Upon entering, it was obvious that at age 38 I was nearly the oldest person there. Sure, there were some other old people like me, but for ever person over the age of 35 there were 500 people under the age of 25. This was a scene that I had only seen in movies, and as I waded through it to buy some waters, I was pleased to find that I was the only person in the water line. The first encounter with spontaneous puking would not occur until later, as we stood nearish the stage and waited for Eric Church to play.

I was wearing shorts and a shirt. This shouldn’t be a big detail to mention, but I was one of few wearing a shirt. My wife wore a shirt and shorts, which made her one of the few women to be wearing a shirt. We were shirted adults in a sea of shirtless youth. When Eric Church strummed his first chord, it was exciting, but not really. The sound was terrible, not loud enough for a concert, not clear enough to hear the skill.  The mass of humanity that gyrated and vomited around us didn’t seem to notice that the songs had started, and they carried on whooping and hollering and vomiting and dancing and trying, desperately, to remain upright. Some people sat on the ground, the ground that on day four of this concert had been defiled by all sorts of horrible things. Girls sat in it as though they had no choice.

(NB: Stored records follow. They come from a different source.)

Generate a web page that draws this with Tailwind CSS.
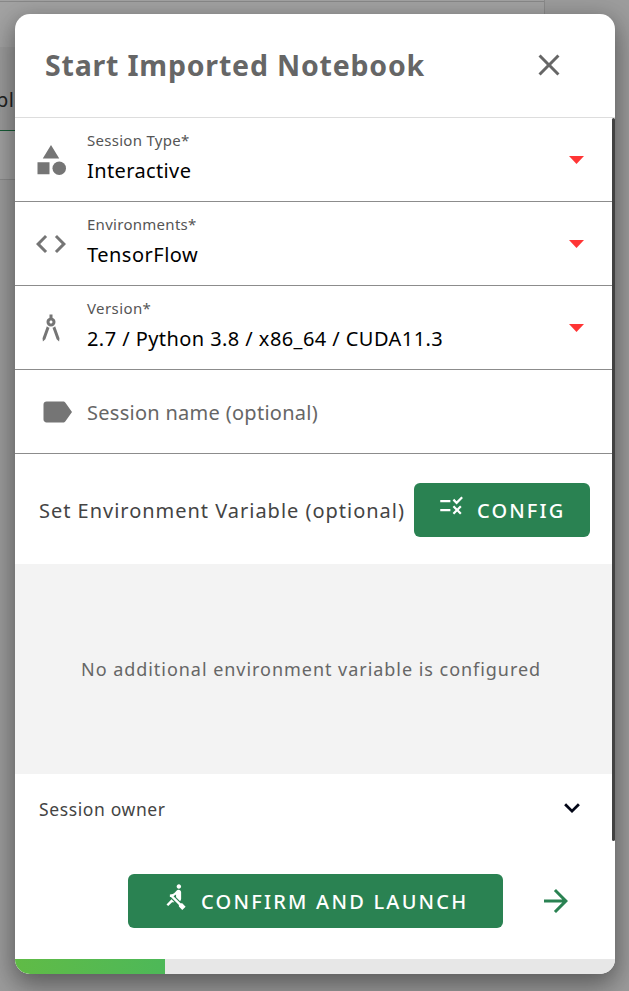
<!DOCTYPE html>
<html lang="en">
<head>
<meta charset="utf-8">
<title>Start Imported Notebook</title>
<script src="https://cdn.jsdelivr.net/npm/@tailwindcss/browser@4"></script>
</head>
<body class="relative h-[991px] w-[629px] overflow-hidden bg-[#9c9c9c] font-['Noto_Sans','Open_Sans',sans-serif]">
  <!-- Page behind the dialog -->
  <div class="absolute left-0 top-0 h-[180px] w-[545px] border-b border-r border-[#8b8b8b] bg-[#a2a2a2]">
    <div class="h-[2px] border-b border-[#888]"></div>
    <div class="h-[45px]"></div>
    <div class="flex h-[84px] w-full items-center border-b border-[#175c37] bg-[#9b9b9b] pt-[22px] text-[20px] text-[#222]"><span class="-ml-[4px] tracking-[0.4px]">pl</span></div>
  </div>

  <main class="absolute left-[15px] top-[14px] flex h-[960px] w-[600px] flex-col rounded-[15px] bg-white shadow-[0_12px_28px_2px_rgba(0,0,0,0.3),0_4px_20px_rgba(0,0,0,0.18)]">
    <header class="flex h-[104px] shrink-0 items-center justify-between border-b border-[#ddd] pb-[2px] pl-[30px] pr-[48px]">
      <h1 class="whitespace-nowrap text-[28.5px] font-bold leading-10 tracking-[0.8px] text-[#666]">Start Imported Notebook</h1>
      <svg class="size-9" viewBox="0 0 24 24" fill="#666"><path d="M19 6.41 17.59 5 12 10.59 6.41 5 5 6.41 10.59 12 5 17.59 6.41 19 12 13.41 17.59 19 19 17.59 13.41 12z"/></svg>
    </header>

    <div class="flex h-[723px] shrink-0">
      <div class="flex w-[597px] flex-col">
        <section class="flex h-[84px] shrink-0 items-center border-b border-[#8c8c8c] pl-[18px] pr-[28px]">
          <svg class="size-9" viewBox="0 0 24 24" fill="#757575"><path d="m12 2-5.5 9h11zM3 13.5h8v8H3z"/><circle cx="17.5" cy="17.5" r="4.5"/></svg>
          <div class="ml-[18px] flex-1 whitespace-nowrap pb-[5px]"><div class="text-[15px] leading-[22px] tracking-[0.28px] text-[#555]">Session Type*</div><div class="mt-[5px] text-[20px] leading-[30px] tracking-[0.38px] text-black">Interactive</div></div>
          <svg class="h-[8px] w-[15px]" viewBox="0 0 15 8" fill="#ff3535"><path d="M0 0h15L7.5 8z"/></svg>
        </section>
        <section class="flex h-[84px] shrink-0 items-center border-b border-[#8c8c8c] pl-[18px] pr-[28px]">
          <svg class="size-9" viewBox="0 0 24 24" fill="#757575"><path d="M9.4 16.6 4.8 12l4.6-4.6L8 6l-6 6 6 6zM14.6 16.6l4.6-4.6-4.6-4.6L16 6l6 6-6 6z"/></svg>
          <div class="ml-[18px] flex-1 whitespace-nowrap pb-[5px]"><div class="text-[15px] leading-[22px] tracking-[0.28px] text-[#555]">Environments*</div><div class="mt-[5px] text-[20px] leading-[30px] tracking-[0.5px] text-black">TensorFlow</div></div>
          <svg class="h-[8px] w-[15px]" viewBox="0 0 15 8" fill="#ff3535"><path d="M0 0h15L7.5 8z"/></svg>
        </section>
        <section class="flex h-[84px] shrink-0 items-center border-b border-[#8c8c8c] pl-[18px] pr-[28px]">
          <svg class="size-9" viewBox="0 0 24 24" fill="#757575"><path d="M6.36 18.78 6.61 21l1.62-1.54 2.77-7.6c-.68-.17-1.28-.51-1.77-.98zM14.77 10.88c-.49.47-1.1.81-1.77.98l2.77 7.6L17.39 21l.26-2.22zM15 8c0-1.3-.84-2.4-2-2.82V3h-2v2.18C9.84 5.6 9 6.7 9 8c0 1.66 1.34 3 3 3s3-1.34 3-3zm-3 1c-.55 0-1-.45-1-1s.45-1 1-1 1 .45 1 1-.45 1-1 1z"/></svg>
          <div class="ml-[18px] flex-1 whitespace-nowrap pb-[5px]"><div class="text-[15px] leading-[22px] tracking-[0.4px] text-[#555]">Version*</div><div class="mt-[5px] text-[20px] leading-[30px] tracking-[0.43px] text-black">2.7 / Python 3.8 / x86_64 / CUDA11.3</div></div>
          <svg class="h-[8px] w-[15px]" viewBox="0 0 15 8" fill="#ff3535"><path d="M0 0h15L7.5 8z"/></svg>
        </section>
        <section class="flex h-[84px] shrink-0 items-center border-b border-[#8c8c8c] pl-[24px]">
          <svg class="size-9" viewBox="0 0 24 24" fill="#757575"><path d="M17.63 5.84C17.27 5.33 16.67 5 16 5L5 5.01C3.9 5.01 3 5.9 3 7v10c0 1.1.9 1.99 2 1.99L16 19c.67 0 1.27-.33 1.63-.84L22 12z"/></svg>
          <div class="ml-[12px] whitespace-nowrap pt-[3px] text-[20px] leading-[30px] tracking-[0.28px] text-[#666]">Session name (optional)</div>
        </section>
        <section class="flex h-[110px] shrink-0 items-center justify-between pl-[24px] pr-[22px] pt-[2px]">
          <div class="whitespace-nowrap pt-[1px] text-[20px] leading-[30px] tracking-[0.98px] text-[#444]">Set Environment Variable (optional)</div>
          <button class="flex h-[54px] w-[176px] shrink-0 items-center rounded-[6px] bg-[#2a8252] pl-[24px] text-white">
            <svg class="-mt-[10px] size-[27px]" viewBox="0 0 24 24" fill="currentColor"><path d="M16.54 11 13 7.46l1.41-1.41 2.12 2.12 4.24-4.24 1.41 1.41zM11 7H2v2h9zM21 13.41 19.59 12 17 14.59 14.41 12 13 13.41 15.59 16 13 18.59 14.41 20 17 17.41 19.59 20 21 18.59 18.41 16zM11 15H2v2h9z"/></svg>
            <span class="ml-[12px] pt-[1px] text-[20px] font-medium leading-[30px] tracking-[2.1px]">CONFIG</span>
          </button>
        </section>
        <section class="flex h-[210px] shrink-0 items-center whitespace-nowrap bg-[#f3f3f3] pl-[66px] text-[18px] tracking-[0.96px] text-[#666]"><span>No additional environment variable is configured</span></section>
        <section class="flex h-[67px] items-center justify-between pb-[2px] pl-[24px] pr-[22px] pt-[4px]">
          <span class="pt-[1px] text-[17.5px] tracking-[0.62px] text-[#444]">Session owner</span>
          <svg class="-mt-[1px] size-9" viewBox="0 0 24 24" fill="#020617"><path d="M8.06 8.84 12 12.78l3.94-3.94L17.25 10.15 12 15.4 6.75 10.15z"/></svg>
        </section>
      </div>
      <div class="h-[723px] w-[3px] rounded-[2px] bg-[#424242]"></div>
    </div>

    <footer class="flex h-[118px] shrink-0 items-center pl-[113px] pt-[2px]">
      <button class="flex h-[54px] w-[375px] items-center rounded-[6px] bg-[#2a8252] pl-[34px] text-white">
        <svg class="-mt-[10px] size-[27px]" viewBox="0 0 24 24" fill="currentColor"><path d="M8.5 14.5 4 19l1.5 1.5L9 17h2zM15 1c-1.1 0-2 .9-2 2s.9 2 2 2 2-.9 2-2-.9-2-2-2zm6 20.01L18 24l-2.99-3.01V19.5l-7.1-7.09c-.31.05-.61.07-.91.07v-2.16c1.66.03 3.61-.87 4.67-2.04l1.4-1.55c.19-.21.43-.38.69-.5.29-.14.62-.23.96-.23h.03C15.99 6.01 17 7.02 17 8.26v5.75c0 .84-.35 1.61-.92 2.16l-3.58-3.58v-2.27c-.63.52-1.43 1.02-2.29 1.39L16.5 18H18z"/></svg>
        <span class="ml-[12px] whitespace-nowrap pt-[1px] text-[20px] font-medium leading-[30px] tracking-[2.22px]">CONFIRM AND LAUNCH</span>
      </button>
      <svg class="ml-[35px] size-9" viewBox="0 0 24 24" fill="#2a8252"><path d="m12 4-1.41 1.41L16.17 11H4v2h12.17l-5.58 5.59L12 20l8-8z"/></svg>
    </footer>
    <div class="flex h-[15px] shrink-0 overflow-hidden rounded-b-[15px] bg-[#e7e7e7]"><div class="w-[150px] bg-linear-to-r from-[#60bb46] to-[#4db858]"></div></div>
  </main>
</body>
</html>
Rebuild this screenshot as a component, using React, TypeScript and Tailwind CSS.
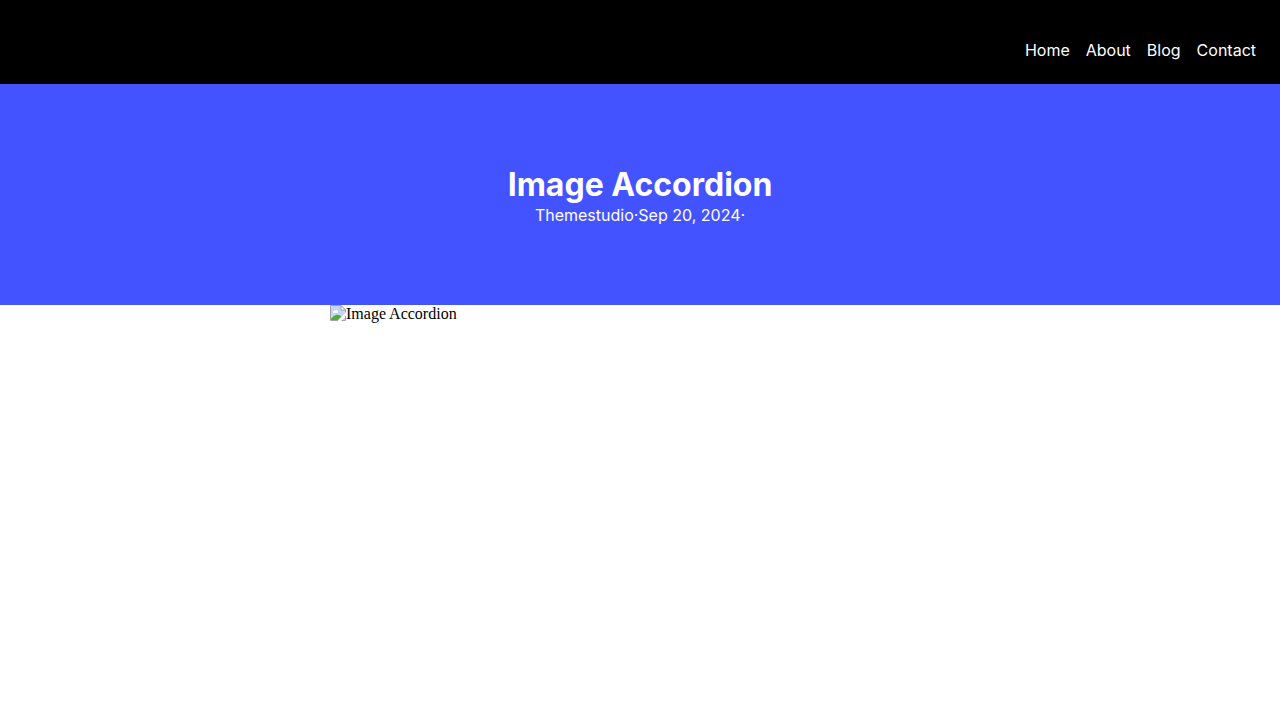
import React from 'react';

const navLinks = ['Home', 'About', 'Blog', 'Contact'];

const BrokenImageIcon: React.FC = () => (
  <svg width="16" height="16" viewBox="0 0 16 16" className="shrink-0" aria-hidden="true">
    <path d="M1 1H11V5H15V8L8 15H1Z" fill="#c3d5f8" />
    <path d="M3 7.5a1.5 1.5 0 0 1 1.5-1.8 1.8 1.8 0 0 1 3.2 0.4A1.2 1.2 0 0 1 7.5 8H3.5Z" fill="#ffffff" />
    <path d="M1 15V14C3 11.5 5 9.8 7.5 9.8C9 9.8 10.5 10.8 11.5 11.5L8 15Z" fill="#4fae34" />
    <path d="M8 15.5H0.5V0.5H11L15.5 5V7.5" fill="none" stroke="#a3a3a3" />
    <path d="M11 0.5V5H15.5Z" fill="#ffffff" stroke="#a3a3a3" />
    <path d="M15.5 11V15.5H11.5" fill="none" stroke="#a3a3a3" />
    <path d="M12 15L15 12V15Z" fill="#c3d5f8" />
  </svg>
);

const App: React.FC = () => {
  return (
    <div className="min-h-screen bg-white">
      <header className="bg-black px-6 pt-10 pb-6 font-['Inter',sans-serif]">
        <nav>
          <ul className="flex justify-end gap-4">
            {navLinks.map((label) => (
              <li key={label} className="leading-5">
                <a href="#" className="text-base leading-5 text-white">{label}</a>
              </li>
            ))}
          </ul>
        </nav>
      </header>

      <main>
        <section className="bg-[#4353ff] px-6 pt-[81px] pb-20 text-center font-['Inter',sans-serif] text-white">
          <h1 className="text-[32px] leading-10 font-bold">Image Accordion</h1>
          <p className="text-base leading-5">Themestudio·Sep 20, 2024·</p>
        </section>

        <figure className="mx-auto flex w-full max-w-[620px] items-start">
          <BrokenImageIcon />
          <figcaption className="font-['Liberation_Serif',serif] text-base leading-[18px] text-black">
            Image Accordion
          </figcaption>
        </figure>
      </main>
    </div>
  );
};

export default App;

After some time, the show ended. We sat in the car for nearly an hour as the parking lot slowly shuffled towards the exit. I valiantly fought off a panic attack, as traffic is far from being my thing.  My three hundred dollars would have been better spent if I bought lottery tickets with the money, but we decided that at the end of the night there was some value in this evening. I will, from this time forward and for the remainder of my life, never go to Country Thunder again. Further, and more importantly, my children, and their children, will never go to Country Thunder as long as they live. Am I a square? Absolutely.  Do I ever want to stand next to someone while they spontaneously vomit? Don’t be silly.